╔══

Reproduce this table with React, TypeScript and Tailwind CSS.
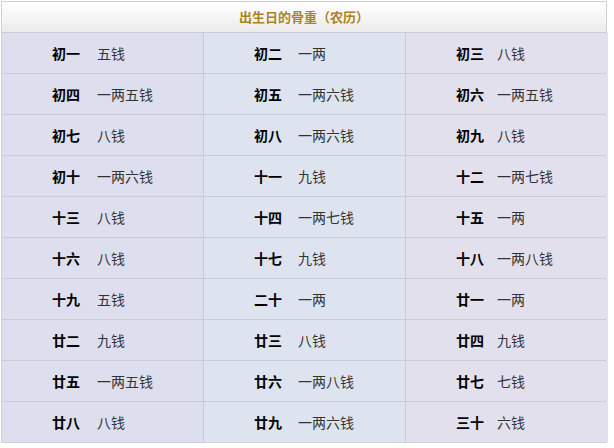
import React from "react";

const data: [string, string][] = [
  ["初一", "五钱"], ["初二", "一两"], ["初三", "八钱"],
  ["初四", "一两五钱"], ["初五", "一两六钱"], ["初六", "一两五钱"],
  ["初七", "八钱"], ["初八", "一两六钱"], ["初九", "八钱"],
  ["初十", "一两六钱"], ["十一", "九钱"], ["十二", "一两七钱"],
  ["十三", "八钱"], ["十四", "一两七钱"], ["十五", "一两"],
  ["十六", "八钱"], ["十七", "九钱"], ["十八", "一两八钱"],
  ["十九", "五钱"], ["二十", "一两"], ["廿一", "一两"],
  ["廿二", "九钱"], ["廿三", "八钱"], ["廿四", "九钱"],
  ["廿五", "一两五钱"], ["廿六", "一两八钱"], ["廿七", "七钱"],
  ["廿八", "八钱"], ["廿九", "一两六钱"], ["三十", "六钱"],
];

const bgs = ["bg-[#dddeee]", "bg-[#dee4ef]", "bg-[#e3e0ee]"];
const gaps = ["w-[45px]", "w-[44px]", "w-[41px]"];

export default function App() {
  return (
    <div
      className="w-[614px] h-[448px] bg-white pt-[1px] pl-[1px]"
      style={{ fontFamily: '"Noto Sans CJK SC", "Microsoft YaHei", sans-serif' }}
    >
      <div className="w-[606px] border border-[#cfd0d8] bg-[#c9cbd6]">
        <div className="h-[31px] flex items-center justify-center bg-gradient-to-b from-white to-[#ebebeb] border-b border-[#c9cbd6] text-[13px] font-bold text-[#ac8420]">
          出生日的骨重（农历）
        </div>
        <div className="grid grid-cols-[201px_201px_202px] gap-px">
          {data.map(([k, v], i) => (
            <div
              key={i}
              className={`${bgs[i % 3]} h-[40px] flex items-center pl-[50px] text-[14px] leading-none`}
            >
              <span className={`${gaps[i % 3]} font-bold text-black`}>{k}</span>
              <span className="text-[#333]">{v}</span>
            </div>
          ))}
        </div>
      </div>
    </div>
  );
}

╚══

__Short task__.
Pictures are excluded; output everything else in the data verbatim.

__Task answer__.
Reproduce this table with React, TypeScript and Tailwind CSS.
import React from "react";

const data: [string, string][] = [
  ["初一", "五钱"], ["初二", "一两"], ["初三", "八钱"],
  ["初四", "一两五钱"], ["初五", "一两六钱"], ["初六", "一两五钱"],
  ["初七", "八钱"], ["初八", "一两六钱"], ["初九", "八钱"],
  ["初十", "一两六钱"], ["十一", "九钱"], ["十二", "一两七钱"],
  ["十三", "八钱"], ["十四", "一两七钱"], ["十五", "一两"],
  ["十六", "八钱"], ["十七", "九钱"], ["十八", "一两八钱"],
  ["十九", "五钱"], ["二十", "一两"], ["廿一", "一两"],
  ["廿二", "九钱"], ["廿三", "八钱"], ["廿四", "九钱"],
  ["廿五", "一两五钱"], ["廿六", "一两八钱"], ["廿七", "七钱"],
  ["廿八", "八钱"], ["廿九", "一两六钱"], ["三十", "六钱"],
];

const bgs = ["bg-[#dddeee]", "bg-[#dee4ef]", "bg-[#e3e0ee]"];
const gaps = ["w-[45px]", "w-[44px]", "w-[41px]"];

export default function App() {
  return (
    <div
      className="w-[614px] h-[448px] bg-white pt-[1px] pl-[1px]"
      style={{ fontFamily: '"Noto Sans CJK SC", "Microsoft YaHei", sans-serif' }}
    >
      <div className="w-[606px] border border-[#cfd0d8] bg-[#c9cbd6]">
        <div className="h-[31px] flex items-center justify-center bg-gradient-to-b from-white to-[#ebebeb] border-b border-[#c9cbd6] text-[13px] font-bold text-[#ac8420]">
          出生日的骨重（农历）
        </div>
        <div className="grid grid-cols-[201px_201px_202px] gap-px">
          {data.map(([k, v], i) => (
            <div
              key={i}
              className={`${bgs[i % 3]} h-[40px] flex items-center pl-[50px] text-[14px] leading-none`}
            >
              <span className={`${gaps[i % 3]} font-bold text-black`}>{k}</span>
              <span className="text-[#333]">{v}</span>
            </div>
          ))}
        </div>
      </div>
    </div>
  );
}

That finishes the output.